- Working data:
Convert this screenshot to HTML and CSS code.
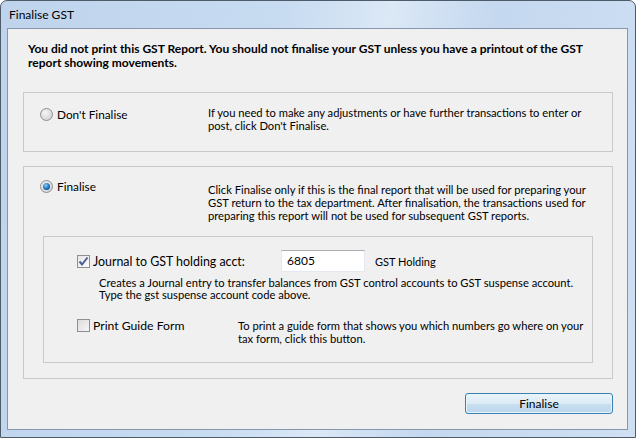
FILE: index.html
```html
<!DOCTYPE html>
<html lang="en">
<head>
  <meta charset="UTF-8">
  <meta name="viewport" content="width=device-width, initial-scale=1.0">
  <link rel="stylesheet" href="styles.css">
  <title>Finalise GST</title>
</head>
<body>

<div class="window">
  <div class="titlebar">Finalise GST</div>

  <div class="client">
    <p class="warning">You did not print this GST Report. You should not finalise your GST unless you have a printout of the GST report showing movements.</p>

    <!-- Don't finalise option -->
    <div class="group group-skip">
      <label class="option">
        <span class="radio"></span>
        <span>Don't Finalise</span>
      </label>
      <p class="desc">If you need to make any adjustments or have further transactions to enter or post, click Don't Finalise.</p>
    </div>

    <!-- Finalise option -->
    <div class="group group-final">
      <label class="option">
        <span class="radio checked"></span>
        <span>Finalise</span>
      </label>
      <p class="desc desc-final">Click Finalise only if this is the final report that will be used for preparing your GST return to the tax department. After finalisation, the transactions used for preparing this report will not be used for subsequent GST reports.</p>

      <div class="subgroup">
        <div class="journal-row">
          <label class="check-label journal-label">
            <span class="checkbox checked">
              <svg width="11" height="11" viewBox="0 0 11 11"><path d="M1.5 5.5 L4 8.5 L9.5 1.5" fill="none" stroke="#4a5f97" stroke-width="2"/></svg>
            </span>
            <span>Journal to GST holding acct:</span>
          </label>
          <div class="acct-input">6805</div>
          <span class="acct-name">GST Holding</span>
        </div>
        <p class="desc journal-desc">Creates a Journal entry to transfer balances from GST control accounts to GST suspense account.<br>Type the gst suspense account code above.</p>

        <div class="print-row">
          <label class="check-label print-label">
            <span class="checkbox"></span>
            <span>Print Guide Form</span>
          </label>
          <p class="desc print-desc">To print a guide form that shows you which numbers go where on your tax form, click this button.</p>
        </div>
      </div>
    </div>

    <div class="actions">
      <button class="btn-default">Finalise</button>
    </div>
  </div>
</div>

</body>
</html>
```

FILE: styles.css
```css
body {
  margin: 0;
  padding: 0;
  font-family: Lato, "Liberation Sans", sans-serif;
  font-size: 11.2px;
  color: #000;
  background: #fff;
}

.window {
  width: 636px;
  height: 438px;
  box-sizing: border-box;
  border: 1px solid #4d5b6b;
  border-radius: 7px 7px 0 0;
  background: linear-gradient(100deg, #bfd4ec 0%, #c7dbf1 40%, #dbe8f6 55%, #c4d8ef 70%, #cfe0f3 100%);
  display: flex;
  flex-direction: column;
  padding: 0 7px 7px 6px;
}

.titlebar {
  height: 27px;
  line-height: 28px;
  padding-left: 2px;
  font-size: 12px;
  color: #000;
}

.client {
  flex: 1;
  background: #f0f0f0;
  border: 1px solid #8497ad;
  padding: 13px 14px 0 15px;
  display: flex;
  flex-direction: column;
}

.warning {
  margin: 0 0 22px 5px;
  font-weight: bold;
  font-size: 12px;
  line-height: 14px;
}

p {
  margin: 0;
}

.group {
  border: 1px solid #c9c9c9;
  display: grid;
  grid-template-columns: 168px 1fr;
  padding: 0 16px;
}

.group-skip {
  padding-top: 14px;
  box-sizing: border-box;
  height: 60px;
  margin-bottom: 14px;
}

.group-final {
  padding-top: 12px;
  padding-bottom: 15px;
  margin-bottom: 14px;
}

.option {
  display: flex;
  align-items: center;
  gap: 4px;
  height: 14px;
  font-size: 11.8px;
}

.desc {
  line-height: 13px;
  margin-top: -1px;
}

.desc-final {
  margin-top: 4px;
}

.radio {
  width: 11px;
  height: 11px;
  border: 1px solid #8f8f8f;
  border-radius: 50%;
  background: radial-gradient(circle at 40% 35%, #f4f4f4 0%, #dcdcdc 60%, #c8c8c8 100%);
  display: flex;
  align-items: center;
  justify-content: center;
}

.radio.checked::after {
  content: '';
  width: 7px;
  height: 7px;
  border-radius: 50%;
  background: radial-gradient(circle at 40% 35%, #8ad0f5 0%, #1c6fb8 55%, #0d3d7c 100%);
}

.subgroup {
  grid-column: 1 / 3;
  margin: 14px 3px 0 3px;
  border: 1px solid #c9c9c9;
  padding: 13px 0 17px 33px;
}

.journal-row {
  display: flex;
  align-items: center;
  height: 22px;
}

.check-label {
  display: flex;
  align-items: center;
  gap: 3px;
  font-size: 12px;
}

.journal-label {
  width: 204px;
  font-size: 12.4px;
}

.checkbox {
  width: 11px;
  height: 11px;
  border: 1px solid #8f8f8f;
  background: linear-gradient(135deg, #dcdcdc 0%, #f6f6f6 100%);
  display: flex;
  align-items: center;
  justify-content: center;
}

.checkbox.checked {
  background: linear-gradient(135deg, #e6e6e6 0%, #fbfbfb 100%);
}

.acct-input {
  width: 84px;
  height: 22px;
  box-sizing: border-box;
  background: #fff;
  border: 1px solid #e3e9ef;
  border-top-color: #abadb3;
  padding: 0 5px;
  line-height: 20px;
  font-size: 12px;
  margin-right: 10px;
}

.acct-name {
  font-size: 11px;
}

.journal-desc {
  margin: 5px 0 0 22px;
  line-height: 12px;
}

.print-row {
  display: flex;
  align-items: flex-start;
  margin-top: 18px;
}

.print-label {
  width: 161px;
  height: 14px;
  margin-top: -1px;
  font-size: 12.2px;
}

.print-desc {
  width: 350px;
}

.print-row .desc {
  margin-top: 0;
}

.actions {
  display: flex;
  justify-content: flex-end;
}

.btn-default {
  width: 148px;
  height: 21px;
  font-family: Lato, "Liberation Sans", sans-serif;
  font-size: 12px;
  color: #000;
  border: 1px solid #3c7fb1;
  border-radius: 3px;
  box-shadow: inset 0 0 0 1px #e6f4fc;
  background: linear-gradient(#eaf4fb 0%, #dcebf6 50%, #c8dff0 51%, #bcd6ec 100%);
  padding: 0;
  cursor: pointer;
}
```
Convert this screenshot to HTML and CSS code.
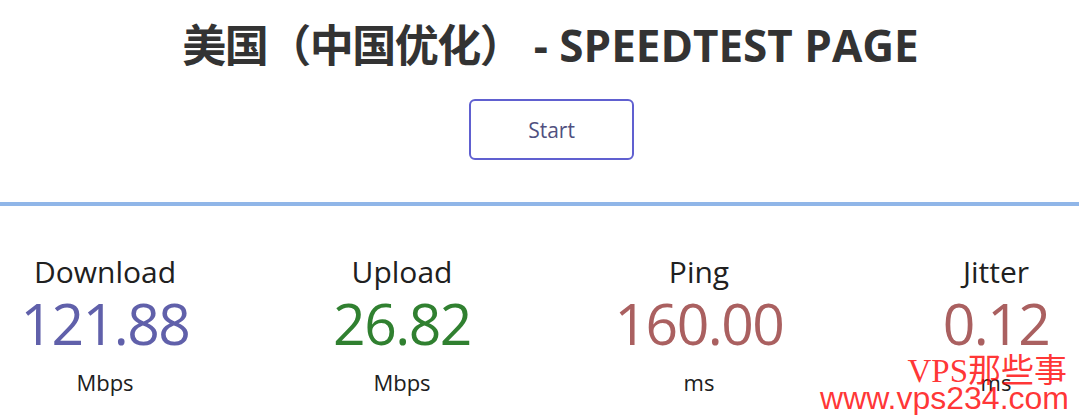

- Exercise brief: Repeat the material above word for word, please, apart from its images.

- Exercise response:
Convert this screenshot to HTML and CSS code.
FILE: index.html
```html
<!DOCTYPE html>
<html lang="en">
<head>
  <meta charset="UTF-8">
  <meta name="viewport" content="width=device-width, initial-scale=1.0">
  <link rel="stylesheet" href="styles.css">
  <title>Finalise GST</title>
</head>
<body>

<div class="window">
  <div class="titlebar">Finalise GST</div>

  <div class="client">
    <p class="warning">You did not print this GST Report. You should not finalise your GST unless you have a printout of the GST report showing movements.</p>

    <!-- Don't finalise option -->
    <div class="group group-skip">
      <label class="option">
        <span class="radio"></span>
        <span>Don't Finalise</span>
      </label>
      <p class="desc">If you need to make any adjustments or have further transactions to enter or post, click Don't Finalise.</p>
    </div>

    <!-- Finalise option -->
    <div class="group group-final">
      <label class="option">
        <span class="radio checked"></span>
        <span>Finalise</span>
      </label>
      <p class="desc desc-final">Click Finalise only if this is the final report that will be used for preparing your GST return to the tax department. After finalisation, the transactions used for preparing this report will not be used for subsequent GST reports.</p>

      <div class="subgroup">
        <div class="journal-row">
          <label class="check-label journal-label">
            <span class="checkbox checked">
              <svg width="11" height="11" viewBox="0 0 11 11"><path d="M1.5 5.5 L4 8.5 L9.5 1.5" fill="none" stroke="#4a5f97" stroke-width="2"/></svg>
            </span>
            <span>Journal to GST holding acct:</span>
          </label>
          <div class="acct-input">6805</div>
          <span class="acct-name">GST Holding</span>
        </div>
        <p class="desc journal-desc">Creates a Journal entry to transfer balances from GST control accounts to GST suspense account.<br>Type the gst suspense account code above.</p>

        <div class="print-row">
          <label class="check-label print-label">
            <span class="checkbox"></span>
            <span>Print Guide Form</span>
          </label>
          <p class="desc print-desc">To print a guide form that shows you which numbers go where on your tax form, click this button.</p>
        </div>
      </div>
    </div>

    <div class="actions">
      <button class="btn-default">Finalise</button>
    </div>
  </div>
</div>

</body>
</html>
```

FILE: styles.css
```css
body {
  margin: 0;
  padding: 0;
  font-family: Lato, "Liberation Sans", sans-serif;
  font-size: 11.2px;
  color: #000;
  background: #fff;
}

.window {
  width: 636px;
  height: 438px;
  box-sizing: border-box;
  border: 1px solid #4d5b6b;
  border-radius: 7px 7px 0 0;
  background: linear-gradient(100deg, #bfd4ec 0%, #c7dbf1 40%, #dbe8f6 55%, #c4d8ef 70%, #cfe0f3 100%);
  display: flex;
  flex-direction: column;
  padding: 0 7px 7px 6px;
}

.titlebar {
  height: 27px;
  line-height: 28px;
  padding-left: 2px;
  font-size: 12px;
  color: #000;
}

.client {
  flex: 1;
  background: #f0f0f0;
  border: 1px solid #8497ad;
  padding: 13px 14px 0 15px;
  display: flex;
  flex-direction: column;
}

.warning {
  margin: 0 0 22px 5px;
  font-weight: bold;
  font-size: 12px;
  line-height: 14px;
}

p {
  margin: 0;
}

.group {
  border: 1px solid #c9c9c9;
  display: grid;
  grid-template-columns: 168px 1fr;
  padding: 0 16px;
}

.group-skip {
  padding-top: 14px;
  box-sizing: border-box;
  height: 60px;
  margin-bottom: 14px;
}

.group-final {
  padding-top: 12px;
  padding-bottom: 15px;
  margin-bottom: 14px;
}

.option {
  display: flex;
  align-items: center;
  gap: 4px;
  height: 14px;
  font-size: 11.8px;
}

.desc {
  line-height: 13px;
  margin-top: -1px;
}

.desc-final {
  margin-top: 4px;
}

.radio {
  width: 11px;
  height: 11px;
  border: 1px solid #8f8f8f;
  border-radius: 50%;
  background: radial-gradient(circle at 40% 35%, #f4f4f4 0%, #dcdcdc 60%, #c8c8c8 100%);
  display: flex;
  align-items: center;
  justify-content: center;
}

.radio.checked::after {
  content: '';
  width: 7px;
  height: 7px;
  border-radius: 50%;
  background: radial-gradient(circle at 40% 35%, #8ad0f5 0%, #1c6fb8 55%, #0d3d7c 100%);
}

.subgroup {
  grid-column: 1 / 3;
  margin: 14px 3px 0 3px;
  border: 1px solid #c9c9c9;
  padding: 13px 0 17px 33px;
}

.journal-row {
  display: flex;
  align-items: center;
  height: 22px;
}

.check-label {
  display: flex;
  align-items: center;
  gap: 3px;
  font-size: 12px;
}

.journal-label {
  width: 204px;
  font-size: 12.4px;
}

.checkbox {
  width: 11px;
  height: 11px;
  border: 1px solid #8f8f8f;
  background: linear-gradient(135deg, #dcdcdc 0%, #f6f6f6 100%);
  display: flex;
  align-items: center;
  justify-content: center;
}

.checkbox.checked {
  background: linear-gradient(135deg, #e6e6e6 0%, #fbfbfb 100%);
}

.acct-input {
  width: 84px;
  height: 22px;
  box-sizing: border-box;
  background: #fff;
  border: 1px solid #e3e9ef;
  border-top-color: #abadb3;
  padding: 0 5px;
  line-height: 20px;
  font-size: 12px;
  margin-right: 10px;
}

.acct-name {
  font-size: 11px;
}

.journal-desc {
  margin: 5px 0 0 22px;
  line-height: 12px;
}

.print-row {
  display: flex;
  align-items: flex-start;
  margin-top: 18px;
}

.print-label {
  width: 161px;
  height: 14px;
  margin-top: -1px;
  font-size: 12.2px;
}

.print-desc {
  width: 350px;
}

.print-row .desc {
  margin-top: 0;
}

.actions {
  display: flex;
  justify-content: flex-end;
}

.btn-default {
  width: 148px;
  height: 21px;
  font-family: Lato, "Liberation Sans", sans-serif;
  font-size: 12px;
  color: #000;
  border: 1px solid #3c7fb1;
  border-radius: 3px;
  box-shadow: inset 0 0 0 1px #e6f4fc;
  background: linear-gradient(#eaf4fb 0%, #dcebf6 50%, #c8dff0 51%, #bcd6ec 100%);
  padding: 0;
  cursor: pointer;
}
```
Convert this screenshot to HTML and CSS code.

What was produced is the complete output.